St. Boniface, Siesta Key, FL. My delight in Church School this morning

It fell to my joyful lot to be the leader at our tiny Church School this morning.  We left the service during the hymn before the gospel – “we” being me, two other adults and eight children – the children aged between 4 and 9 years.

We made our way to Room “F” on the St. Boniface Campus.

At first we had a ceremony of lighting a candle and saying a prayer.  The children sat on the floor. The candle was on a small table – it was maybe 18” high.  I lit the candle and began the prayer.

My prayer was overwhelmed by my own giggles.  For the children had one intention in mind -  it was to blow out the candle. They huffed and puffed so much that I could scarcely pray for laughing.
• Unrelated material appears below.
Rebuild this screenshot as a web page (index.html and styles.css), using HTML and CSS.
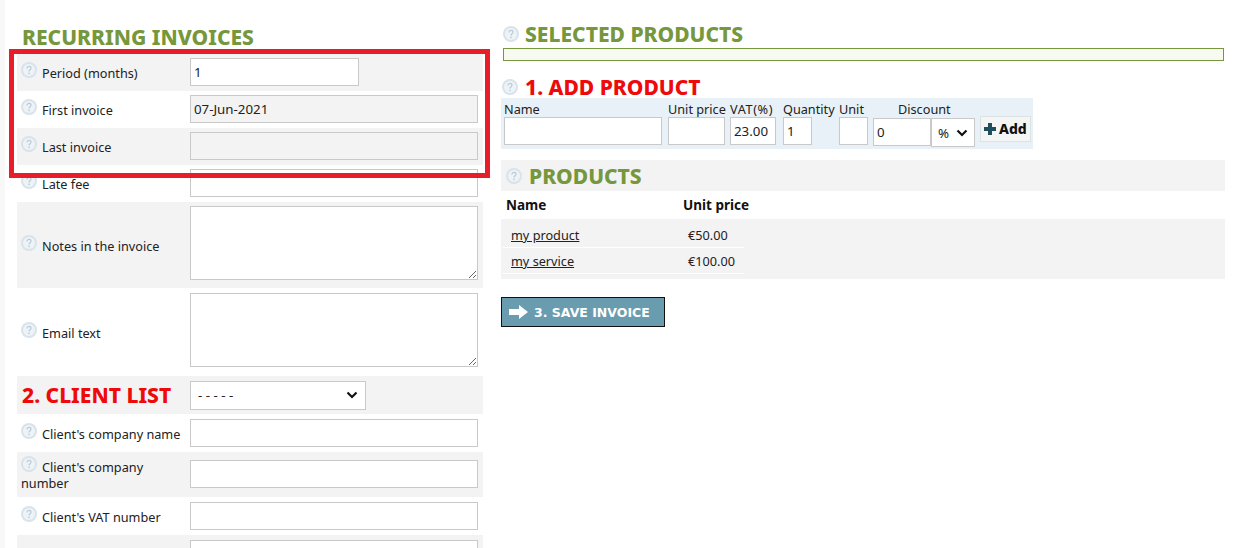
FILE: index.html
```html
<!DOCTYPE html>
<html>
<head>
  <meta charset="utf-8">
  <meta name="viewport" content="width=device-width">
  <title>Recurring invoices</title>
  <link rel="stylesheet" href="styles.css">
</head>
<body>
  <svg width="0" height="0" class="defs">
    <symbol id="help" viewBox="0 0 16 16">
      <circle cx="8" cy="8" r="8" fill="#d8e3ec"/>
      <circle cx="8" cy="8" r="6" fill="#eef3f7"/>
      <path d="M6 6.4C6 5 7 4.4 8 4.4s2 .7 2 1.8c0 1.5-2 1.6-2 3.2" fill="none" stroke="#bccad5" stroke-width="1.2"/>
      <circle cx="8" cy="11.4" r=".8" fill="#bccad5"/>
    </symbol>
  </svg>

  <div class="page">
    <div class="left">
      <h2 class="title green">RECURRING INVOICES</h2>

      <div class="row gray h37">
        <label><svg class="help"><use href="#help"/></svg>Period (months)</label>
        <input class="short" value="1">
      </div>
      <div class="row h37">
        <label><svg class="help"><use href="#help"/></svg>First invoice</label>
        <input class="off" value="07-Jun-2021" readonly>
      </div>
      <div class="row gray h37">
        <label><svg class="help"><use href="#help"/></svg>Last invoice</label>
        <input class="off" readonly>
      </div>
      <div class="row h37">
        <label><svg class="help"><use href="#help"/></svg>Late fee</label>
        <input>
      </div>
      <div class="row gray h86">
        <label><svg class="help"><use href="#help"/></svg>Notes in the invoice</label>
        <textarea></textarea>
      </div>
      <div class="row h88">
        <label><svg class="help"><use href="#help"/></svg>Email text</label>
        <textarea></textarea>
      </div>
      <div class="row gray h38">
        <h2 class="title red">2. CLIENT LIST</h2>
        <select class="clients"><option>- - - - -</option></select>
      </div>
      <div class="row h38">
        <label><svg class="help"><use href="#help"/></svg>Client's company name</label>
        <input>
      </div>
      <div class="row gray h45">
        <label class="two"><svg class="help"><use href="#help"/></svg>Client's company number</label>
        <input>
      </div>
      <div class="row h38">
        <label><svg class="help"><use href="#help"/></svg>Client's VAT number</label>
        <input>
      </div>
      <div class="row gray h38">
        <label></label>
        <input>
      </div>
    </div>

    <div class="right">
      <div class="head">
        <svg class="help"><use href="#help"/></svg>
        <h2 class="title green">SELECTED PRODUCTS</h2>
      </div>
      <div class="selected"></div>

      <div class="head add-head">
        <svg class="help"><use href="#help"/></svg>
        <h2 class="title red">1. ADD PRODUCT</h2>
      </div>
      <div class="add">
        <div class="col w-name"><span>Name</span><input></div>
        <div class="col w-price"><span>Unit price</span><input></div>
        <div class="col w-vat"><span>VAT(%)</span><input value="23.00"></div>
        <div class="col w-qty"><span>Quantity</span><input value="1"></div>
        <div class="col w-unit"><span>Unit</span><input></div>
        <div class="col w-disc">
          <span class="disc-label">Discount</span>
          <div class="disc">
            <input value="0">
            <select><option>%</option></select>
          </div>
        </div>
        <button class="add-btn">
          <svg width="14" height="14" viewBox="0 0 14 14"><path d="M5 1h4v4h4v4H9v4H5V9H1V5h4z" fill="#1f4f5c"/></svg>Add
        </button>
      </div>

      <div class="head products">
        <svg class="help"><use href="#help"/></svg>
        <h2 class="title green">PRODUCTS</h2>
      </div>
      <div class="th"><b class="c1">Name</b><b>Unit price</b></div>
      <div class="list">
        <div class="item"><a class="c1" href="#">my product</a><span>€50.00</span></div>
        <div class="item"><a class="c1" href="#">my service</a><span>€100.00</span></div>
      </div>

      <button class="save">
        <svg width="20" height="14" viewBox="0 0 20 14"><path d="M0 4h10V0l9 7-9 7v-4H0z" fill="#fff"/></svg>3. SAVE INVOICE
      </button>
    </div>
  </div>

  <div class="marker"></div>
</body>
</html>
```

FILE: styles.css
```css
html, body {margin:0; padding:0; height:548px; overflow:hidden;}
body {background:#fff; color:#222; font-family:"Noto Sans", sans-serif; font-size:12.7px;}
.defs {position:absolute;}

.page {display:flex; border-left:5px solid #f8f8f8; padding-left:12px;}
.left {width:466px; margin-right:18px;}
.right {width:724px; padding-top:22px;}

.title {margin:0; font-size:21px; line-height:24px; font-weight:800;}
.green {color:#76973c;}
.red {color:#ee0a0a;}
.left > .title {padding:25px 0 5px 5px;}

.help {width:16px; height:16px; flex:none;}

.row {display:grid; grid-template-columns:173px 288px; align-items:center; box-sizing:border-box; width:466px;}
.gray {background:#f3f3f3;}
.h37 {height:37px; padding-bottom:1px;}
.h38 {height:38px;}
.h45 {height:45px; padding-bottom:2px;}
.h86 {height:86px;}
.h88 {height:88px;}
.row label {padding-left:4px; line-height:16px; position:relative; top:-1px;}
.row label .help {vertical-align:0; margin-right:5px;}
.row .two {top:0;}
.row .title {padding-left:5px;}

input, textarea, select {box-sizing:border-box; border:1px solid #c9c9c9; background:#fff; color:#222; font-family:"Noto Sans", sans-serif; font-size:13.3px; margin:0; border-radius:0;}
input {height:28px; width:100%; padding:0 3px 1px;}
.row input {width:288px;}
.row input.short {width:169px;}
.row input.off {background:#f3f3f3;}
textarea {height:74px; width:288px; display:block; position:relative; top:-2px;}
select {appearance:none; background:#fff url("data:image/svg+xml,%3Csvg xmlns='http://www.w3.org/2000/svg' width='12' height='8'%3E%3Cpath d='M1.5 1.5 6 6l4.5-4.5' fill='none' stroke='%23111' stroke-width='2.2'/%3E%3C/svg%3E") no-repeat right 7px center;}
.row select.clients {width:176px; height:29px; padding-left:7px;}

.head {display:flex; align-items:center; gap:6px; padding-left:2px;}
.selected {height:13px; box-sizing:border-box; margin:2px 1px 0 2px; border:1px solid #76973c; background:#f6faf0;}
.add-head {margin-top:14px; padding-left:1px; gap:7px;}

.add {display:flex; width:532px; height:51px; background:#e7f1f7; box-sizing:border-box; padding:3px 0 0 3px; margin-top:-1px;}
.col {display:flex; flex-direction:column; line-height:16px;}
.w-name {width:158px; margin-right:6px;}
.w-price {width:57px; margin-right:5px;}
.w-vat {width:46px; margin-right:7px;}
.w-qty {width:29px; margin-right:27px;}
.w-unit {width:29px; margin-right:5px;}
.w-disc {width:102px; margin-right:5px;}
.col span {white-space:nowrap;}
.w-vat span {letter-spacing:.6px;}
.disc-label {padding-left:25px;}
.disc {display:flex; margin-top:1px;}
.disc input {width:58px; flex:none;}
.disc select {width:44px; height:29px; flex:none; padding-left:6px; background-position:right 6px center;}
.add-btn {display:flex; align-items:center; gap:2px; width:51px; height:26px; margin-top:15px; padding:0 0 1px 2px; border:1px solid #dde3e3; background:#f3f6f4; color:#111; font-family:"Noto Sans", sans-serif; font-size:14px; font-weight:800;}

.products {margin-top:11px; height:31px; background:#f3f3f3; padding-left:5px; gap:7px;}
.th {display:flex; height:28px; align-items:center; padding-left:5px; font-size:13.5px; color:#111;}
.th .c1 {width:177px;}
.list {background:#f3f3f3; height:60px; padding:4px 0 0 2px; box-sizing:border-box;}
.item {display:flex; align-items:center; width:241px; height:25px; border-bottom:1px solid #fff; padding-left:8px; box-sizing:border-box; margin-bottom:1px;}
.item .c1 {width:177px; color:#222;}
.save {display:flex; align-items:center; gap:5px; margin-top:18px; width:164px; height:30px; padding:0 0 0 7px; border:1px solid #111; background:#6a9cb0; color:#fff; font-family:"DejaVu Sans", sans-serif; font-size:12.5px; font-weight:700;}

.marker {position:absolute; left:9px; top:49px; width:481px; height:129px; box-sizing:border-box; border:5px solid #e71d2a;}
```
So I “transformed” the ceremony by announcing that I would light the candle, and that each child could, in turn, use a snuffer to extinguish the flame.

I lit the candle 8 times.  And the eight children took turns to snuff it out.  ‘Twas such fun for them, and for me!

Next came “story time”.  I told the children that they could either sit on the floor, or on the chairs which were set beside some tables.  Each child elected to take a chair.

I said “while I tell the story” you can draw and listen, or you can just draw  (we had an ample supply of paper and magic markers”).

Six of the eight elected to draw. The other two elected to simply listen.

I told them my “made up” story of my pet elephant Mildred who ran away from my home, ate a great feast at Chuck E Cheeses, swam in the Gulf of Mexico off Siesta Key, and then told me that she wanted to return home to Africa.

My story continued – I took “Mildred” to Miami on my tricycle, and then we rowed from Miami to Africa where “Mildred” thanked me for taking her home.

I left it there.  I drew no meanings or morals.

Meanwhile S.B. (aged 6) drew and coloured a picture of her stuffed toy.  It was a remarkable work from a 6 year old.

Here it is- S.B’s drawing, alongside her bear, as photographed by her mother C.B. later today.

Whether or not my story had a deep meaning I rejoice that young S.B. was relaxed enough to create this fabulous drawing. It's an incredible pirce of work for a six year old.